La dernière partie s'engage après une énième horreur, après que les soldats japonais ont demandé aux infirmiers de conserver le foie d'un soldat américain dans un bocal comme artefact autour duquel une fête s'organisera, pour des raisons laissées floues. Les remords commenceront à parcourir les deux protagonistes, et l'un des deux en viendra à douter de son état : se pourrait-il qu'il soit réellement vivant et qu'il éprouve aussi peu d'émotion, aussi peu de compassion, à l'égard d'un autre être vivant ? Le film s'engage au cours de ce segment dans la veine d'un conte moral, une sorte de conclusion hors du temps captée dans l'ombre, après avoir passé l'essentiel du film derrière les barreaux d'une prison (pour le temps présent) et dans tous les recoins d'un hôpital (pour l'époque des flashbacks).

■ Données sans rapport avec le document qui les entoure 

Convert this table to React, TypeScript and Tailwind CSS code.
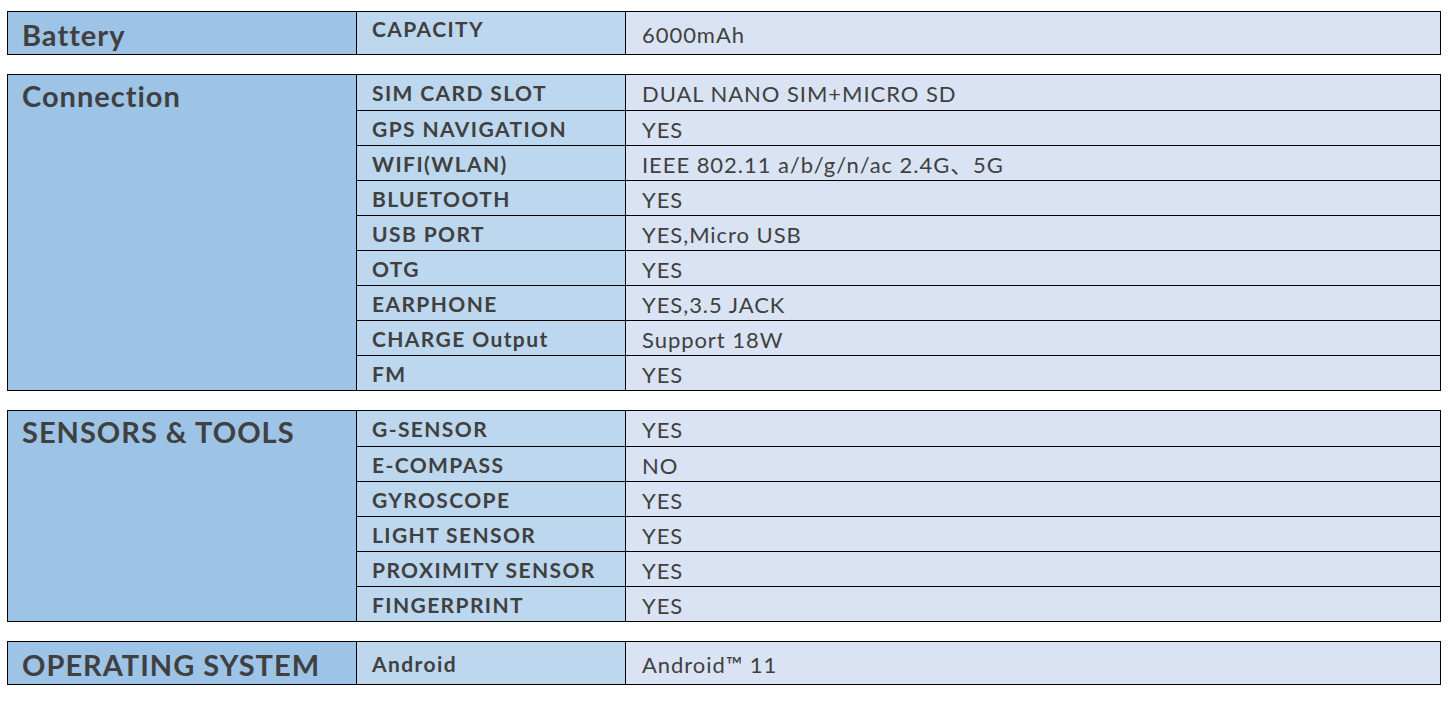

L'atmosphère clinique particulièrement lourde et sombre s'atténue enfin, dans les dernières minutes, et laisse place à des questionnements existentiels atemporels, sur le thème de l'aliénation, de l'asservissement au pouvoir, du statut de bourreau volontaire et des conséquences de l'égoïsme, de la lâcheté, de la jalousie ou encore de l'ambition.